Докурив папиросу, Жилин потушил ее и долго скручивал окурок в тугой комок. Неоднократные попытки логически осмыслить этот новый факт не привели ни к чему. Подполковник вызвал посыльного и направил его в роту связи.
Через несколько минут в кабинет вошел рядовой и доложил:
— Товарищ подполковник, рядовой роты связи Имашев прибыл по вашему приказанию!
Это был смуглый, широкоскулый парень с темными лукавыми глазами. Говорил он с сильным узбекским акцентом.
— Рядовой Имашев, вы дали показание, что, придя в санчасть для очередной инъекции пенициллина, застали в процедурной техник-лейтенанта Евсюкова. Так?
— Так, товарищ подполковник.
— Садитесь, Имашев, — подполковник указал ему на кресло возле стола. — Вспомните и подробно расскажите все, что вы увидели в санчасти.
В связи с болезнью Имашев все еще был освобожден от несения службы, он скучал в казарме, и вызов к подполковнику Жилину оказался для него неожиданным развлечением. Уловив, что от него требуется, он улыбнулся и сказал:
— У меня рука совсем пропал, вот такой большой стал. Доктор написал: каждый два часа иголку колоть. Я восемь часов ходил колол — сестра один был, я десять часов ходил колол, смотрю — лейтенант Евсюков сидит. Я лейтенант приветствовал, иголка колол, потом уходил.
— Техник-лейтенант Евсюков был одет по форме? — спросил подполковник.
— Точно, по форме, товарищ подполковник.
— Рядовой Имашев, вы видели в процедурной лейтенанта Евсюкова точно в десять часов или вы могли во времени ошибиться?
— Точно, товарищ подполковник, десять часов. Очень больно рука был, совсем не спал, казарма ходил, руку так держал. — Прижав рукой больную ладонь к груди, Имашев показал, как он, точно ребенка, укачивал больную руку. — На часы сам смотрел, дневальный говорил.
Беседа с Имашевым не принесла ничего нового. Обстоятельства дела подсказывали единственно правильное решение: вызвать Евсюкова и, приперев его рядом неоспоримых фактов, заставить во всем сознаться. Но для этого нужно было заключение экспертизы.
Жилин изъял из дела Евсюкова написанную им автобиографию и, приложив к ней анонимную записку, оформил запрос, запечатал пакет и отправил в округ на экспертизу.

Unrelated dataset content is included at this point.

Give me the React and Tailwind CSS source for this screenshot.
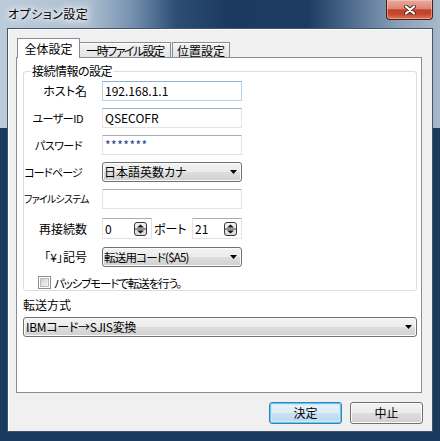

Рано утром на Петрозаводском аэродроме Данченко встретил судебно-медицинский эксперт Чесноков. Это был маленький, полный, очень подвижный человек неопределенного возраста. Польщенный неожиданным вниманием к своему докладу, Чесноков, забегая то с одной стороны, то с другой, без умолку говорил, и пока они сели в машину, успел рассказать многое.
Данченко отказался от предложенного Чесноковым завтрака и настоял на том, чтобы, несмотря на ранний час, они прямо с аэродрома направились в институт.